The second way is to translate the one noun as an instance of the other noun. “Jesus is a man” would be an example of this phrase. Note that this phrase is not reversible; “Jesus is a man” does not mean the same thing as “A man is Jesus.” There is more to each noun than simply the other.
If the phrase is determined to be irreversible, then, especially in Greek where word order is much more fluid, one must figure out which noun represents the instance, and which the category. In Greek, this is done through definiteness. A definite noun is normally denoted by the presence of an article. So, in the phrase “Theov en ho logos,” logos is definite because it is attached to the article ho. A noun with an article is always definite. So, it is commonly said that, in an irreversible copulative phrase, if one noun has an article and the other does not, then the noun with the article is definite and therefore the instance of the other noun, which represents the category. So, the phrase “Theov en ho logos” would be translated “The Word was a god” which obviously poses some problems for Trinitarians like myself. I believe that the difficulty is not crucial, however.
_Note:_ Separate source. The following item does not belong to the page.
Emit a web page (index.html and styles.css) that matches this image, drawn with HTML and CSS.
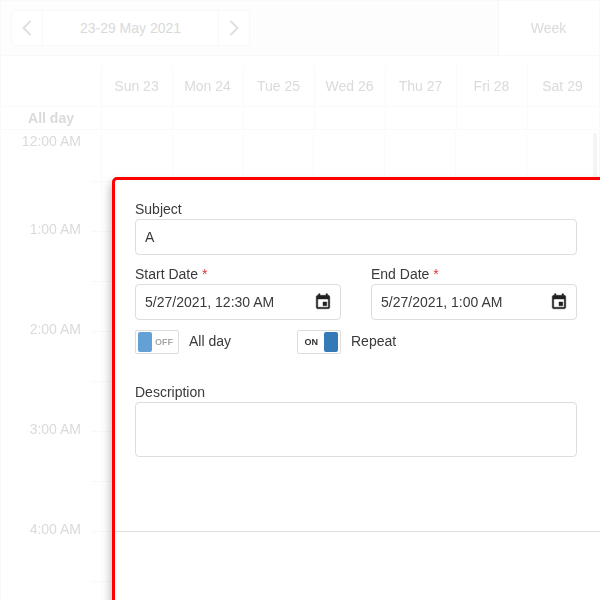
FILE: index.html
```html
<!DOCTYPE html>
<html lang="en">
<head>
<meta charset="utf-8">
<title>Scheduler</title>
<link rel="stylesheet" href="styles.css">
</head>
<body>
<div class="scheduler">
  <div class="toolbar">
    <div class="nav">
      <button class="nav-btn" type="button" aria-label="Previous">
        <svg width="12" height="16" viewBox="0 0 12 16"><path d="M9.5 1 2.5 8l7 7" fill="none" stroke="#dfdfdf" stroke-width="2"/></svg>
      </button>
      <div class="nav-date">23-29 May 2021</div>
      <button class="nav-btn" type="button" aria-label="Next">
        <svg width="12" height="16" viewBox="0 0 12 16"><path d="M2.5 1l7 7-7 7" fill="none" stroke="#dfdfdf" stroke-width="2"/></svg>
      </button>
    </div>
    <div class="view">Week</div>
  </div>
  <div class="head">
    <div class="corner"></div>
    <div class="day">Sun 23</div>
    <div class="day">Mon 24</div>
    <div class="day">Tue 25</div>
    <div class="day">Wed 26</div>
    <div class="day">Thu 27</div>
    <div class="day">Fri 28</div>
    <div class="day">Sat 29</div>
  </div>
  <div class="allday">
    <div class="allday-label">All day</div>
    <div class="allday-cell"></div>
    <div class="allday-cell"></div>
    <div class="allday-cell"></div>
    <div class="allday-cell"></div>
    <div class="allday-cell"></div>
    <div class="allday-cell"></div>
    <div class="allday-cell"></div>
  </div>
  <div class="body">
    <div class="times">
      <div class="slot slot-first"><span class="time">12:00 AM</span></div>
      <div class="slot"><span class="time time-end">1:00 AM</span></div>
      <div class="slot"></div>
      <div class="slot"><span class="time time-end">2:00 AM</span></div>
      <div class="slot"></div>
      <div class="slot"><span class="time time-end">3:00 AM</span></div>
      <div class="slot"></div>
      <div class="slot"><span class="time time-end">4:00 AM</span></div>
      <div class="slot"></div>
    </div>
    <div class="grid">
      <div class="col"></div>
      <div class="col"></div>
      <div class="col"></div>
      <div class="col"></div>
      <div class="col"></div>
      <div class="col"></div>
      <div class="col"></div>
    </div>
    <div class="scrollbar"></div>
  </div>
</div>

<div class="dialog">
  <form class="form">
    <div class="field">
      <label class="label" for="subject">Subject</label>
      <input class="input" id="subject" type="text" value="A">
    </div>
    <div class="dates">
      <div class="field">
        <label class="label" for="start">Start Date <span class="req">*</span></label>
        <div class="input date-box">
          <input class="date-input" id="start" type="text" value="5/27/2021, 12:30 AM">
          <svg class="cal" width="18" height="18" viewBox="0 0 24 24"><path fill="#212121" stroke="#212121" stroke-width=".6" d="M17 12h-5v5h5v-5zM16 1v2H8V1H6v2H5c-1.11 0-1.99.9-1.99 2L3 19c0 1.1.89 2 2 2h14c1.1 0 2-.9 2-2V5c0-1.1-.9-2-2-2h-1V1h-2zm3 18H5V8h14v11z"/></svg>
        </div>
      </div>
      <div class="field">
        <label class="label" for="end">End Date <span class="req">*</span></label>
        <div class="input date-box">
          <input class="date-input" id="end" type="text" value="5/27/2021, 1:00 AM">
          <svg class="cal" width="18" height="18" viewBox="0 0 24 24"><path fill="#212121" stroke="#212121" stroke-width=".6" d="M17 12h-5v5h5v-5zM16 1v2H8V1H6v2H5c-1.11 0-1.99.9-1.99 2L3 19c0 1.1.89 2 2 2h14c1.1 0 2-.9 2-2V5c0-1.1-.9-2-2-2h-1V1h-2zm3 18H5V8h14v11z"/></svg>
        </div>
      </div>
    </div>
    <div class="toggles">
      <div class="toggle-group">
        <div class="switch"><span class="knob knob-off"></span><span class="switch-off">OFF</span></div>
        <span class="toggle-label">All day</span>
      </div>
      <div class="toggle-group">
        <div class="switch switch-right"><span class="switch-on">ON</span><span class="knob knob-on"></span></div>
        <span class="toggle-label">Repeat</span>
      </div>
    </div>
    <div class="field field-desc">
      <label class="label" for="desc">Description</label>
      <textarea class="textarea" id="desc"></textarea>
    </div>
  </form>
  <div class="footer"></div>
</div>
</body>
</html>
```
FILE: styles.css
```css
* { box-sizing: border-box; }

html, body {
  margin: 0;
  height: 600px;
  overflow: hidden;
  background: #fff;
}

body {
  font-family: "Liberation Sans", Arial, sans-serif;
  font-size: 14px;
  color: #dadada;
}

.scheduler {
  width: 600px;
  height: 600px;
  border: 1px solid #f9f9f9;
  border-bottom: 0;
  display: flex;
  flex-direction: column;
  overflow: hidden;
  opacity: 0.99;
}

.toolbar {
  height: 55px;
  flex: none;
  display: flex;
  justify-content: space-between;
  background: #fdfdfd;
  border-bottom: 1px solid #f8f8f8;
  padding-left: 10px;
}

.nav {
  width: 239px;
  height: 36px;
  margin-top: 9px;
  display: flex;
  background: #fff;
  border: 1px solid #f8f8f8;
  border-radius: 4px;
}

.nav-btn {
  width: 30px;
  padding: 0;
  border: 0;
  background: transparent;
  display: flex;
  align-items: center;
  justify-content: center;
}

.nav-date {
  flex: 1;
  display: flex;
  align-items: center;
  justify-content: center;
  border-left: 1px solid #f8f8f8;
  border-right: 1px solid #f8f8f8;
}

.view {
  width: 101px;
  background: #fff;
  border-left: 1px solid #f8f8f8;
  display: flex;
  align-items: center;
  justify-content: center;
  padding-bottom: 1px;
  padding-right: 1px;
}

.head {
  height: 51px;
  flex: none;
  display: flex;
  padding-top: 9px;
  border-bottom: 1px solid #fafafa;
}

.corner { width: 100px; flex: none; }

.day {
  width: 71px;
  flex: none;
  display: flex;
  align-items: center;
  justify-content: center;
  padding-right: 1px;
  border-left: 1px solid #fafafa;
}

.allday {
  height: 23px;
  flex: none;
  display: flex;
  border-bottom: 1px solid #fafafa;
}

.allday-label {
  width: 100px;
  flex: none;
  text-align: center;
  font-weight: bold;
  line-height: 22px;
}

.allday-cell {
  width: 71px;
  flex: none;
  border-left: 1px solid #fafafa;
}

.body {
  flex: 1;
  display: flex;
  min-height: 0;
}

.times { width: 100px; flex: none; }

.slot {
  height: 50px;
  padding-right: 20px;
  display: flex;
  justify-content: flex-end;
  align-items: flex-end;
  background: linear-gradient(#f8f8f8, #f8f8f8) right bottom / 10px 1px no-repeat;
}

.slot-first {
  height: 52px;
  align-items: flex-start;
  padding-top: 3px;
}

.time {
  display: block;
  height: 16px;
  line-height: 16px;
}

.time-end { margin-bottom: -5px; }

.grid {
  display: flex;
  flex: none;
  width: 495.25px;
  padding-top: 1px;
}

.col {
  flex: 1;
  margin-top: 1px;
  border-left: 1px solid #fafafa;
  background: linear-gradient(to bottom, transparent 49px, #f8f8f8 49px) 0 0 / 100% 50px repeat-y;
}

.scrollbar {
  width: 4px;
  height: 44px;
  margin-top: 3px;
  margin-left: -3.25px;
  flex: none;
  background: #f5f5f5;
}

.dialog {
  position: absolute;
  left: 112px;
  top: 177px;
  width: 600px;
  height: 500px;
  background: #fff;
  border: 3px solid #f00;
  border-radius: 5px;
  box-shadow: -2px 5px 8px rgba(0, 0, 0, 0.25);
  color: #3a3a3a;
  padding-top: 20px;
}

.form {
  width: 442px;
  margin-left: 20px;
  display: flex;
  flex-direction: column;
}

.field {
  display: flex;
  flex-direction: column;
}

.label {
  display: block;
  height: 16px;
  line-height: 16px;
  margin: 1px 0 2px;
}

.req { color: #d9343b; }

.input {
  height: 36px;
  width: 100%;
  padding: 0 9px;
  border: 1px solid #ddd;
  border-radius: 4px;
  background: #fff;
  font: inherit;
  color: #3a3a3a;
}

.dates {
  display: grid;
  grid-template-columns: 206px 206px;
  column-gap: 30px;
  margin-top: 10px;
}

.date-box {
  display: flex;
  align-items: center;
  justify-content: space-between;
  padding-right: 8px;
}

.date-input {
  flex: 1;
  min-width: 0;
  padding: 0;
  border: 0;
  outline: 0;
  background: transparent;
  font: inherit;
  color: #3a3a3a;
}

.cal { flex: none; }

.toggles {
  display: flex;
  margin-top: 10px;
  height: 24px;
}

.toggle-group {
  width: 162px;
  display: flex;
  align-items: center;
  gap: 10px;
}

.switch {
  width: 44px;
  height: 24px;
  flex: none;
  display: flex;
  align-items: center;
  gap: 3px;
  padding: 0 2px;
  border: 1px solid #ddd;
  border-radius: 2px;
  font-size: 9px;
  font-weight: bold;
}

.switch-right {
  justify-content: flex-end;
  gap: 6px;
}

.knob {
  width: 14px;
  height: 20px;
  flex: none;
  border-radius: 2px;
}

.knob-off { background: #63a0d6; }
.knob-on { background: #337ab7; }

.switch-off { color: #a8a8a8; }
.switch-on { color: #333; }

.toggle-label {
  line-height: 20px;
  margin-bottom: 2px;
}

.field-desc { margin-top: 29px; }

.textarea {
  display: block;
  width: 100%;
  height: 55px;
  padding: 8px 9px;
  border: 1px solid #ddd;
  border-radius: 4px;
  resize: none;
  font: inherit;
  color: #3a3a3a;
  background: #fff;
}

.footer {
  margin-top: 74px;
  border-top: 1px solid #ddd;
}
```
To begin with, although, in Greek, a noun with an article is always definite, a noun without an article is not necessarily indefinite. (Richard A. Young Intermediate new Testament Greek pg. 56) There are instances where a definite noun might not take an article.
One of these instances is represented by the “Colwell Rule” (Young, 65); the Colwell rule states that when a definite noun follows the verb in a copulative phrase, it must have an article; but it does not necessarily have to have an article when it precedes the verb. Some have used this rule, incorrectly, to “prove” that John 1:1 attests to Christ’s divinity by saying that since Theon precedes the verb, it must be definite. Strictly speaking, however, Colwell’s rule does not support this. Colwell’s rule does not “prove” that Theon is definite; what it does do is prove that Theon could be definite even without the article. So to argue that a Trinitarian translation of John 1:1 is invalid because Theon is anarthrous is, quite simply, mistaken.
From here, we must use context to direct us in our interpretation. First, I would point out that every other use of the word Theos (or Theov, or Theou, etc.) in this passage is a clear reference to the one God, Yahweh. It is not contextually faithful to take one specific instance of a word and redefine it in a way inconsistent with its usage elsewhere unless there is some clear textual clue to do so. There is no such clue here.
Secondly, I must ask, if John was indeed trying to communicate a proto-Trinitarian theology, how would he have constructed this phrase? “Ton Theon en ho logos” must be translated “The word was God; and The God was the Word;” in other words God is exactly and identical to the Word. This is not Trinitarian theology. In Trinitarian doctrine Jesus Christ is God, but so is the Father and the Spirit; so, John absolutely could not have placed an article in front of Theon if he wanted to communicate something of a Trinitarian idea. John needed to identify Jesus with God in such a way that allowed the idea of God to include more than just Jesus. He did this by leaving “Theon” anarthrous. A faithful translation, therefore, need not simply be “the Word was a God;” but might also be “the Word was fully God, but there was more to God than only the Word.” John’s Greek construction was the only phrasing possible for conveying Trinitarian ideas - ideas which represented a completely new category of human language unaccounted for by existing grammar.
Third, there are two possible non-trinitarian translations for this passage: "The Word was a god," and "The Word was divine (or God-like)." If John was simply trying to say that Jesus was divine, but not God or a god, then why didn't he say so? An attribution of divinity to Christ calls for an adjective. There is an adjective in Greek that means divine, it is Theios. Why didn't John say "Theion en ho logon" instead of "Theon en ho logon"? Theos is a noun, it means God or god. Why would John have used Theos unless he was not simply saying Jesus had divine characteristics, but that he was God or a god?
Fourth, although Greek mythological thought might certainly make room for polytheism; 1st century A.D. Jewish thought most certainly did not. It is true that earlier Hebrew thought may have been decidedly henotheistic (accepting the existence of many gods while worshiping exclusively one), Isaiah 45:5 reveals that by the time of the Babylonian Captivity, Hebrew prophets were clearly teaching monotheism.  I don't know of any serious theologians, outside Mormonism, that would actually suggest that John is suggesting polytheism. Polytheism goes completely against the grain of the entire Biblical text and is, quite simply, logically and Biblically unacceptable.Therefore, to put not simply henotheism but polytheism into the words of a Jew without some clear indication to do so is to ignore the theological tradition of the author.
So then, taking the textual, cultural, and theological milieu of this passage into consideration, I believe that a Trinitarian interpretation is the only translation that fully accounts for this text’s background. It is the only contextually faithful translation of this passage is Trinitarian.